Meeting SPs demand on EOU, windfall tax may not be easy
July, 09th 2008
Meeting the demand of the Samajwadi Party (SP), whose support is crucial for the Congress-led Government, on withdrawing the export oriented unit (EOU) status extended to private sector refinery like Reliance Industries Ltd (RIL) and levy of windfall tax on private refiners may not be easy for the Centre.
Under the current laws, the EOU status cannot be revoked unilaterally. Industry experts told Business Line that an EOU status conferred on a unit by the Government cannot be withdrawn so long as all conditions associated with the approval of such a status continued to be met by the unit.
Sources familiar with EOU policies and regulations said, For grant of EOU status, a letter of permit is issued by the unit approval committee (UAC) along with the conditions that need to be met by the unit. The UAC comprises the development commissioner concerned besides the representatives of Finance and Commerce Ministries and also that of the State Government concerned. The EOU status is usually granted for a period of five years. After that period the performance of the unit concerned is reviewed and then a view is taken by the UAC on extending the status to the unit. Therefore, withdrawal of such a status would require nod of all the authorities concerned.
As regards levying a windfall tax on private refiners and oil producers, the Finance Ministry officials said that there was no proposal before us as on date to introduce tax on any windfall profits of refineries arising from the recent spurt in international oil prices.
The Indian income-tax law in the present form does not even recognise windfall profits. All profits are brought to tax unless specifically exempted by any provision of income-tax law, official sources said.
Meanwhile, the Petroleum Minister, Mr Murli Deora, said that both the issues were out of his jurisdiction. The issue of imposing windfall tax has also been raised by the Left parties.
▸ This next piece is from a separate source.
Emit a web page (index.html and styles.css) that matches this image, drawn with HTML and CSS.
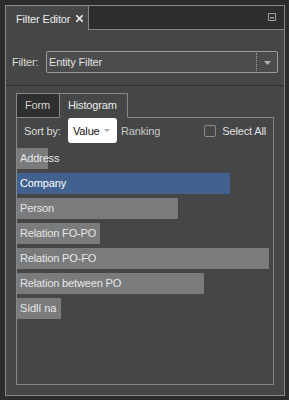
FILE: index.html
```
<!DOCTYPE html>
<html>
<head>
<meta charset="utf-8">
<link rel="stylesheet" href="styles.css">
</head>
<body>
<div class="panel">
  <div class="header">
    <div class="title-tab">
      <span class="title">Filter Editor</span>
      <svg class="close" width="7" height="7" viewBox="0 0 7 7"><path d="M0.8 0.8 L6.2 6.2 M6.2 0.8 L0.8 6.2" stroke="#e2e2e2" stroke-width="1.8" stroke-linecap="square"/></svg>
    </div>
    <div class="header-rest">
      <svg class="minimize" width="8" height="8" viewBox="0 0 8 8"><rect x="0.5" y="0.5" width="7" height="7" fill="none" stroke="#9c9c9c"/><rect x="2" y="4" width="4" height="1.5" fill="#9c9c9c"/></svg>
    </div>
  </div>
  <div class="filter-row">
    <span class="filter-label">Filter:</span>
    <div class="combo">
      <span class="combo-text">Entity Filter</span>
      <div class="combo-btn"><svg width="7" height="4" viewBox="0 0 7 4"><path d="M0 0 H7 L3.5 4 Z" fill="#b4b4b4"/></svg></div>
    </div>
  </div>
  <div class="sep"></div>
  <div class="tabs">
    <div class="tab">Form</div>
    <div class="tab active">Histogram</div>
  </div>
  <div class="tab-body">
    <div class="sort-row">
      <span class="sort-label">Sort by:</span>
      <div class="value-box"><span>Value</span><svg width="6" height="3" viewBox="0 0 6 3"><path d="M0 0 H6 L3 3 Z" fill="#a8a8a8"/></svg></div>
      <span class="ranking">Ranking</span>
      <span class="checkbox"></span>
      <span class="select-all">Select All</span>
    </div>
    <div class="bars">
      <div class="bar"><div class="fill" style="width:31px"></div><span class="label">Address</span></div>
      <div class="bar sel"><div class="fill" style="width:213px"></div><span class="label">Company</span></div>
      <div class="bar"><div class="fill" style="width:161px"></div><span class="label">Person</span></div>
      <div class="bar"><div class="fill" style="width:83px"></div><span class="label">Relation FO-PO</span></div>
      <div class="bar"><div class="fill" style="width:252px"></div><span class="label">Relation PO-FO</span></div>
      <div class="bar"><div class="fill" style="width:187px"></div><span class="label">Relation between PO</span></div>
      <div class="bar"><div class="fill" style="width:44px"></div><span class="label">Sídlí na</span></div>
    </div>
  </div>
</div>
</body>
</html>
```
FILE: styles.css
```
* { box-sizing: border-box; }
body {
  margin: 0;
  background: #2b2c2e;
  font-family: "Liberation Sans", Arial, sans-serif;
  font-size: 11px;
  letter-spacing: -0.15px;
  color: #dcdcd6;
}
.panel {
  margin: 5px 0 0 5px;
  width: 280px;
  height: 391px;
  border: 1px solid #87888a;
  background: #454648;
  display: flex;
  flex-direction: column;
}
.header {
  display: flex;
  height: 24px;
}
.title-tab {
  width: 83px;
  border-right: 1px solid #87888a;
  display: flex;
  align-items: center;
  padding-left: 10px;
  padding-top: 1px;
}
.title { color: #ececec; }
.close { margin-left: 6px; }
.header-rest {
  flex: 1;
  background: #2d2e30;
  border-bottom: 1px solid #87888a;
  display: flex;
  justify-content: flex-end;
  align-items: flex-start;
  padding-right: 8px;
  padding-top: 7px;
}
.filter-row {
  display: flex;
  align-items: center;
  padding: 21px 6px 12px 6px;
}
.filter-label { width: 34px; }
.combo {
  flex: 1;
  height: 22px;
  border: 1px solid #9a9b9c;
  border-radius: 2px;
  background: #4b4c4e;
  display: flex;
  align-items: center;
}
.combo-text { flex: 1; padding-left: 2px; color: #e2e2e2; }
.combo-btn {
  width: 21px;
  height: 18px;
  border-left: 1px dotted #a0a0a0;
  display: flex;
  align-items: center;
  justify-content: center;
  padding-top: 1px;
}
.sep { height: 1px; background: #2e2f31; }
.tabs {
  position: relative;
  display: flex;
  margin: 7px 0 -1px 10px;
  height: 25px;
}
.tab {
  height: 25px;
  line-height: 23px;
  border: 1px solid #87888a;
  padding-left: 8px;
}
.tab:first-child {
  width: 43px;
  border-right: none;
  background: #2e2f31;
  color: #d4d4cc;
}
.tab.active {
  width: 69px;
  background: #454648;
  border-bottom-color: #454648;
  color: #ececec;
}
.tab-body {
  flex: 1;
  margin: 0 10px 10px 10px;
  border: 1px solid #87888a;
}
.sort-row {
  display: flex;
  align-items: center;
  height: 25px;
  padding: 0 7px 0 7px;
}
.sort-label { width: 44px; }
.value-box {
  width: 49px;
  height: 25px;
  background: #ffffff;
  border-radius: 3px;
  color: #111;
  display: flex;
  align-items: center;
  padding-left: 5px;
}
.value-box span { width: 31px; }
.ranking { margin-left: 4px; color: #c8c8c4; }
.checkbox {
  margin-left: auto;
  width: 12px;
  height: 12px;
  border: 1px solid #8c8c8c;
  border-radius: 2px;
}
.select-all { margin-left: 6px; color: #e0e0e0; }
.bars {
  display: flex;
  flex-direction: column;
  gap: 4px;
  margin-top: 5px;
}
.bar {
  position: relative;
  height: 21px;
}
.fill {
  height: 100%;
  background: #7a7b7c;
}
.bar.sel .fill { background: #41628f; }
.label {
  position: absolute;
  left: 3px;
  top: 0;
  line-height: 21px;
  color: #e8e8e8;
  white-space: nowrap;
}
.bar.sel .label { color: #ffffff; }
```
Meanwhile, oil industry sources said, the production sharing contracts (PSCs) regime already provides windfall taxes to the Government as the gains from high oil prices is also shared with them in the form of profit petroleum. They point out that around the world, Governments have only thought of windfall taxes in non-PSC regimes where there are flat royalties and taxes that do not enable the Governments to share in higher oil prices.
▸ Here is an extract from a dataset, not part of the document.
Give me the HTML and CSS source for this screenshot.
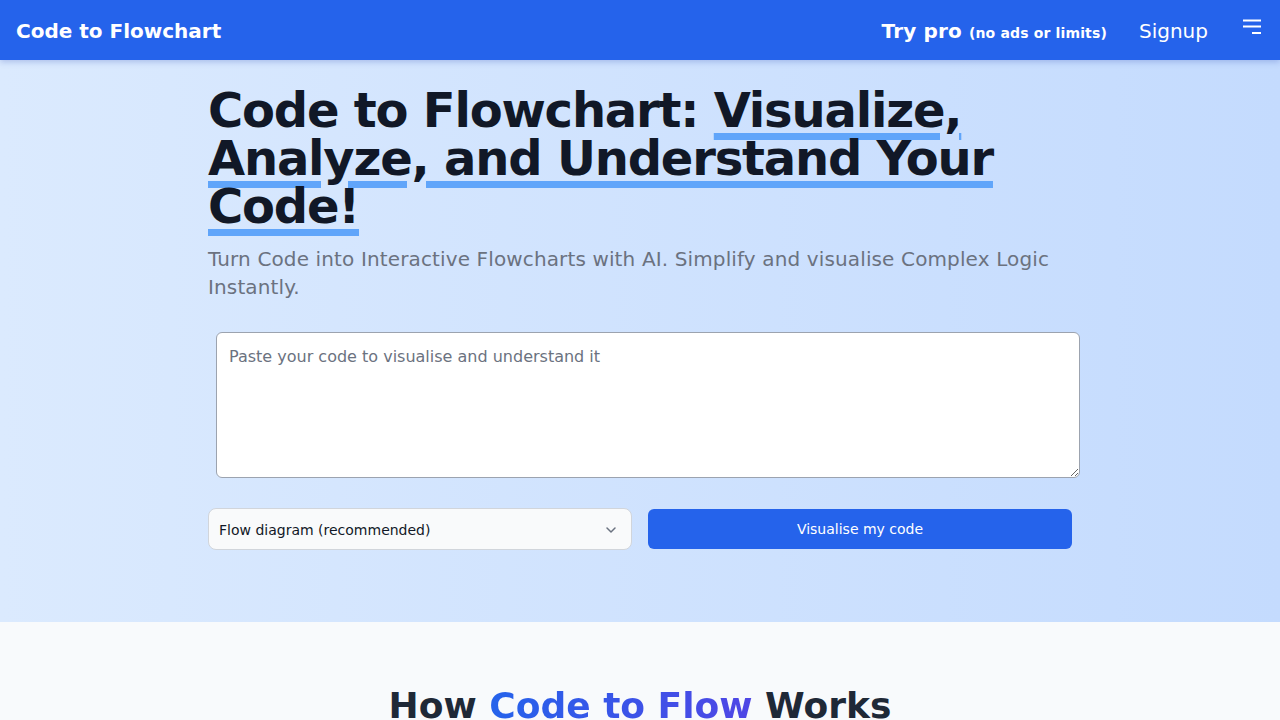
FILE: index.html
```html
<!DOCTYPE html>
<html lang="en">
<head>
<meta charset="utf-8">
<title>Code to Flowchart</title>
<link rel="stylesheet" href="styles.css">
</head>
<body>
<header class="topbar">
  <a class="brand" href="#">Code to Flowchart</a>
  <nav class="nav">
    <a class="pro" href="#">Try pro <span class="pro-note">(no ads or limits)</span></a>
    <a class="signup" href="#">Signup</a>
    <button class="menu" aria-label="Menu">
      <svg width="20" height="16" viewBox="0 0 20 16"><path d="M1 2.5h18M1 8.5h18M10 15h9" stroke="#fff" stroke-width="2" fill="none"/></svg>
    </button>
  </nav>
</header>
<section class="hero">
  <div class="container">
    <h1 class="title">Code to Flowchart: <span class="mark">Visualize, Analyze, and Understand Your Code!</span></h1>
    <p class="subtitle">Turn Code into Interactive Flowcharts with AI. Simplify and visualise Complex Logic Instantly.</p>
    <textarea class="code" placeholder="Paste your code to visualise and understand it"></textarea>
    <div class="actions">
      <div class="select">
        <span>Flow diagram (recommended)</span>
        <svg width="12" height="8" viewBox="0 0 12 8"><path d="M2 2l4 4 4-4" stroke="#6b7280" stroke-width="1.5" fill="none" stroke-linecap="round" stroke-linejoin="round"/></svg>
      </div>
      <button class="go">Visualise my code</button>
    </div>
  </div>
</section>
<section class="how">
  <h2 class="how-title">How <span class="grad">Code to Flow</span> Works</h2>
</section>
</body>
</html>
```
FILE: styles.css
```css
* { box-sizing: border-box; }
html, body { margin: 0; padding: 0; }
body {
  font-family: "DejaVu Sans", sans-serif;
  background: #f8fafc;
  color: #111827;
}
a { text-decoration: none; color: inherit; }
.topbar {
  height: 60px;
  background: #2563eb;
  color: #fff;
  display: flex;
  align-items: center;
  justify-content: space-between;
  padding: 2px 18px 0 16px;
  box-shadow: 0 2px 6px rgba(30, 64, 175, 0.25);
  position: relative;
  z-index: 2;
}
.brand { font-size: 20px; font-weight: bold; }
.nav { display: flex; align-items: center; }
.pro { font-size: 20px; font-weight: bold; letter-spacing: 0.15px; }
.pro-note { font-size: 14px; }
.signup { font-size: 20px; margin-left: 32px; }
.menu {
  background: none; border: 0; padding: 0; margin-left: 34px;
  display: flex; align-items: center; height: 20px; margin-top: -10px;
}
.hero {
  background: linear-gradient(to right, #dbeafe, #c4dbfe);
  height: 562px;
  padding-top: 26px;
}
.container {
  width: 864px;
  margin: 0 auto;
}
.title {
  margin: 0;
  font-size: 48px;
  line-height: 48px;
  font-weight: bold;
  letter-spacing: -0.025em;
  color: #111827;
}
.mark {
  text-decoration: underline;
  text-decoration-color: #60a5fa;
  text-decoration-thickness: 7px;
  text-underline-offset: 6px;
}
.subtitle {
  margin: 15px 0 0;
  font-size: 20px;
  line-height: 28px;
  letter-spacing: 0.13px;
  color: #6b7280;
}
.code {
  display: block;
  width: 864px;
  height: 146px;
  margin: 31px 0 0 8px;
  padding: 12px;
  font-family: "DejaVu Sans", sans-serif;
  font-size: 16px;
  line-height: 24px;
  border: 1px solid #9ca3af;
  border-radius: 6px;
  background: #fff;
  resize: vertical;
}
.code::placeholder { color: #6b7280; }
.actions {
  display: grid;
  grid-template-columns: 1fr 1fr;
  gap: 16px;
  margin-top: 30px;
  align-items: center;
}
.select {
  height: 42px;
  background: #f9fafb;
  border: 1px solid #d1d5db;
  border-radius: 8px;
  display: flex;
  align-items: center;
  justify-content: space-between;
  padding: 1px 14px 0 10px;
  font-size: 14px;
  color: #111827;
}
.go {
  height: 40px;
  background: #2563eb;
  color: #fff;
  border: 0;
  border-radius: 6px;
  font-family: "DejaVu Sans", sans-serif;
  font-size: 14px;
}
.how {
  padding-top: 64px;
  text-align: center;
}
.how-title {
  margin: 0;
  font-size: 36px;
  line-height: 40px;
  font-weight: bold;
  color: #1f2937;
}
.grad {
  background: linear-gradient(to right, #2563eb, #4f46e5);
  -webkit-background-clip: text;
  background-clip: text;
  color: transparent;
}
```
India seriously needs investments in oil and gas and proposals like windfall taxes would further deter investment. For instance, the latest NELP round did not attract many major private sector investment, industry sources said. Besides, any windfall tax introduced now would largely impact public sector producers who are already suffering heavy subsidy burdens. The public sector oil companies like ONGC produce bulk of Indias current crude output.
In reply to a question that the suggested windfall tax was aimed at refiners and not producers, industry sources said, windfall tax is a punitive measure that is very much short term and has been proved in the past to be ineffective.